Rappelons que c’est bien la France, en étant pionnière sur la reconnaissance du délit d’obsolescence programmée, qui a incité les parlementaires européens à se saisir du sujet : les initiatives locales des Etats membres justifient que l’Union s’en empare. Le principe de subsidiarité est prioritaire.

Les propositions allant dans le sens de l’affichage de la disponibilité des pièces détachées vont, selon nous, dans le bon sens afin de renforcer la transparence. Evoquons néanmoins deux compléments sur ce point : d’une part, le distributeur pourrait inscrire « aucune assurance sur la disponibilité des pièces détachées » (tel que le propose le Gouvernement), mais seulement dès lors qu’il peut justifier avoir réclamé les informations auprès du fabricant. D’autre part, afin que l’affichage de la disponibilité des pièces détachées soit efficient, il suffit selon nous de modifier le décret et non pas la loi. Certes, modifier la loi serait positif afin de préciser définitivement ses termes, mais cette procédure est longue et difficile, alors qu’une modification du décret est suffisante pour éclaircir la volonté initiale du législateur et préciser les obligations des vendeurs et fabricants, concernant l’affichage et la disponibilité. C’est l’objet du recours émis par HOP et UFC auprès du Conseil d’Etat. De surcroît, Emmanuel Macron s’est engagé à modifier le décret afin de préciser que la loi vise à réclamer l’affichage de la disponibilité des pièces, dans les deux cas : qu’elles existent ou pas, afin de donner au client les éléments d’informations dont il a besoin pour faire un choix éclairé.

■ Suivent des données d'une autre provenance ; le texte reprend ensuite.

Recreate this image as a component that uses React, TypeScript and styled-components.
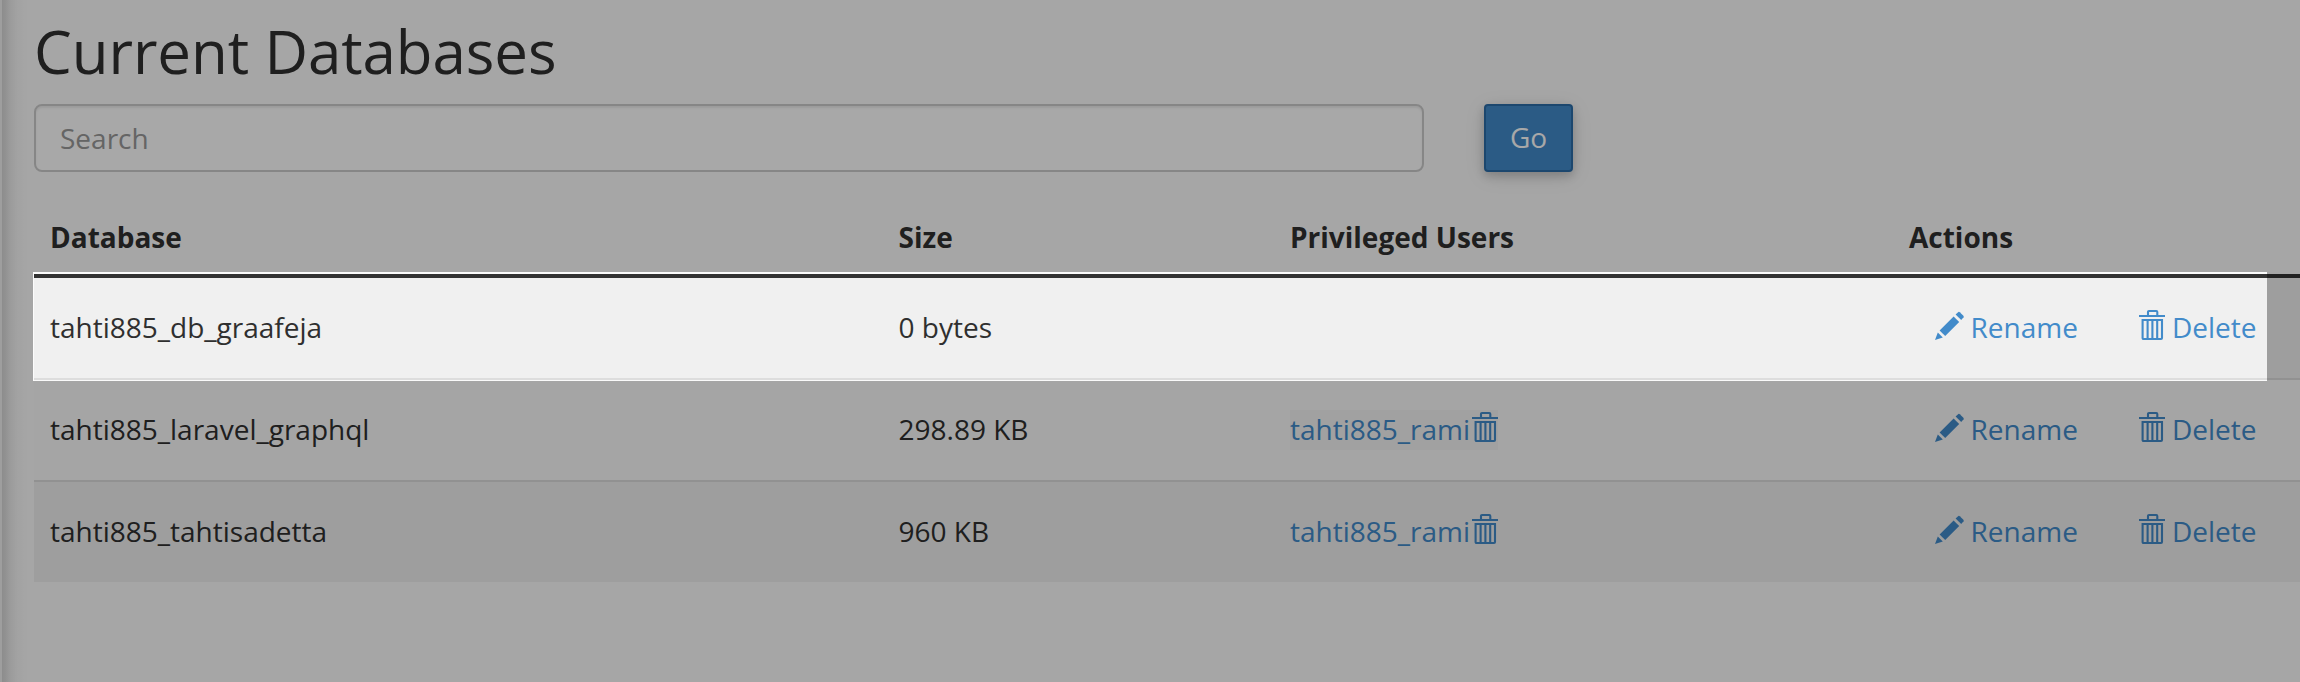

En conclusion, le rapport démontre donc un réel volontarisme pour allonger la durée de vie des produits, grâce à l’information au consommateur et le développement de la réparabilité, mais élude complètement l’objet principal qui lui était donné d’étudier : l’opportunité d’étendre la garantie légale de conformité, sans laquelle les clients sont mal protégés contre l’obsolescence des produits. La stratégie du Gouvernement consiste vraisemblablement à reporter toute la responsabilité de l’obsolescence programmée  sur le consommateur, malgré le fait que, si nous avons bien le pouvoir de mieux choisir en possédant l’information pertinente, les industriels et distributeurs sont aussi –et surtout- concernés ; ils ne peuvent être systématiquement exemptés de toutes incitations réglementaires allant dans le sens de l’allongement de la durée de vie. Nous comptons désormais sur Nicolas Hulot pour s’emparer pleinement de ce sujet pendant son mandat!